What actually happened during the crash?
The contagion spread to the equities
market when arbitrageurs noticed the growing gap between the equities
and futures prices. A significant finding is that 6 HFT (High
Frequency Trading) firms (i.e., firms that extensively used algorithmic trading) remained active in the market even during
the crash period of a few minutes. A blow-by-blow account follows:
Five minutes into the crash, at
2:37 pm, data feeds from computers groaning under the huge numbers
of contracts, started slowing down, leaving both, exchanges and
investors uncertain about where share prices stood.
The NASDAQ went into “self-help
mode” at 2:37 pm where the transactions were not routed through
NYSE's Arca electronic trading platform. CBoT and BATS exchanges
(BATS at 2:49 pm) followed and also went into “self-help mode”
which means that trades on NASDAQ, CBoT and BATS did not need to
honour an Arca quote from NYSE.
By 2:40, some trading and
market-making firms started pulling out, due to algorithms that
pause when they sense large price movements that could be due to
questionable data feed. This left the market short of ready buyers
and sellers. Apple, for example fell by $23 in 2 minutes, with the
buy-sell spread going up to $5 instead of a few cents.
Volumes of E-Mini contracts that
normally mimic the S&P 500 surged but liquidity dried up. As a
result, at 2:45:17 pm, E-Mini prices plunged 12.75 cents in half a
second. This set off a circuit breaker that halted trading for 5
seconds.
As individual stocks declined as
much as 10%, ETF traders started withdrawing from the market.
Then, at 2:46, even more strange
things started happening because of the sheer speed difference
between trades being put through and displayed – P&G shares
were offered for purchase at prices higher than offered for sale!
This is never supposed to happen in an electronic exchange.

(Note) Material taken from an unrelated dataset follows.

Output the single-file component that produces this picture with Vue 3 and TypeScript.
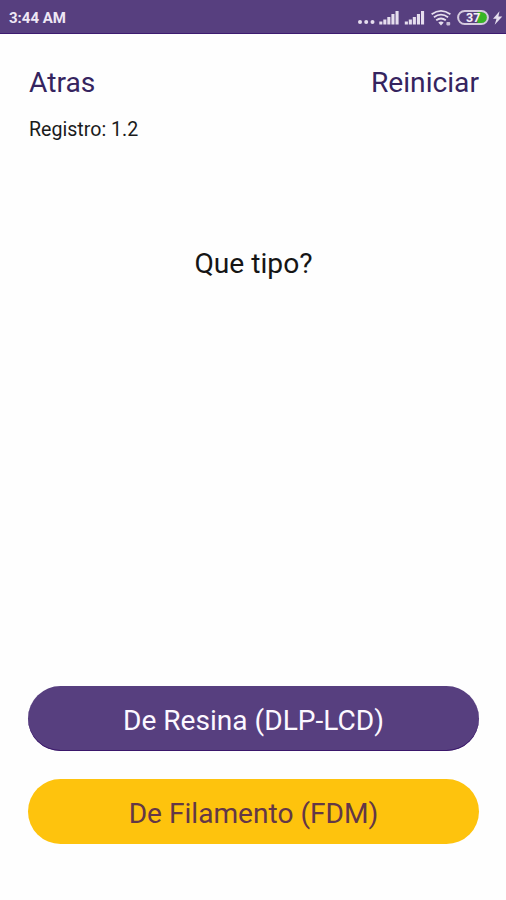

At 2:47, Dow reaches its nadir for
the day, down 998 points or 9.2% from the opening level. Accenture,
trading minutes earlier at $40, was offered at 1 cent.
Then, at 2:49, the Dow rebounded
by 300 points in 1 minute.
There were no takers for ETF
shares – iShares S&P500 Value Index Fund traded for 11 cents.
But the broad recovery continued. By 2:58, indices reached the level
they were at 2:30 pm.
At 3:01, almost a half-hour to the
minute since the crisis began, NASDAQ snapped out of its self-help
mode and resumed routing orders to the Arca trading platform.
At 4 pm, the DJIA closed 340
points below its previous close.
The Joint CFTC-SEC investigating
committee reported that several HFT firms they interviewed had
algorithms that took trading decisions based on direct proprietary
data feed from the exchange directly rather than on consolidated
market data, to reduce “latency” or delays measured in
milliseconds. These algorithms went awry when the data feed from the
exchange slowed down. Those HFT firms that did not depend on direct
feeds for trading decisions got contradictory feeds that led to
unease in taking decisions. Yet others that were not concerned with
data latency in milliseconds simply withdrew from the markets.
The HFT firms that depended on their
algorithms for trading decisions were not affected by the “self-help”
declarations of NASDAQ, CBoT and BATS, and continued to rout orders
to these exchanges. Therefore, the “self-help” declarations were
ruled out as a cause of the volatility.
While no clear single cause was pointed
out, HFTs using algorithms to trade rapidly (in one documented case,
200 trades exchanged hands 27,000 times in 14 seconds) were commonly
thought of as the villains. It must be said, though, that there have
been spirited defences by algorithmic trading experts, who point
(among other factors) to volatility when markets are closed (ie
difference between closing prices and opening prices on next day) as
the real villain of the piece – on the logic that overnight
differences can only be caused by humans, who are prone to panic
unlike computers.
Even so, the SEC has since instituted a
system of circuit breakers to arrest rollercoaster falls like the one
experienced on Wall Street on May 6, 2010. This is another lesson
that they have learnt by experience – instead of simply looking
eastwards and learning from Indian bourses.
What can we learn from this?
But now, the stage has come to re-learn from our own wisdom. Algorithmic trading is now allowed on Indian bourses. Reports have suggested that over 40% of all trades are done by computers on NSE and BSE. Add to it the other dangerous fact - that FIIs that invest "hot money" that can fly out of the country in seconds account for over 70% of all floating stock (ie, stock that gets traded on the bourses). See this in juxtaposition with the often displayed behaviour of FII fund managers who, like a herd of sheep, make a beeline for the two exits (NSE and BSE) for their investments at the merest sniff of danger anywhere in the world (even if it does not endanger their holdings in India), and it becomes clear that we have set up our bourses for spectacular volatility where securities' prices falling off a cliff in minutes will become sickeningly regular occurrences.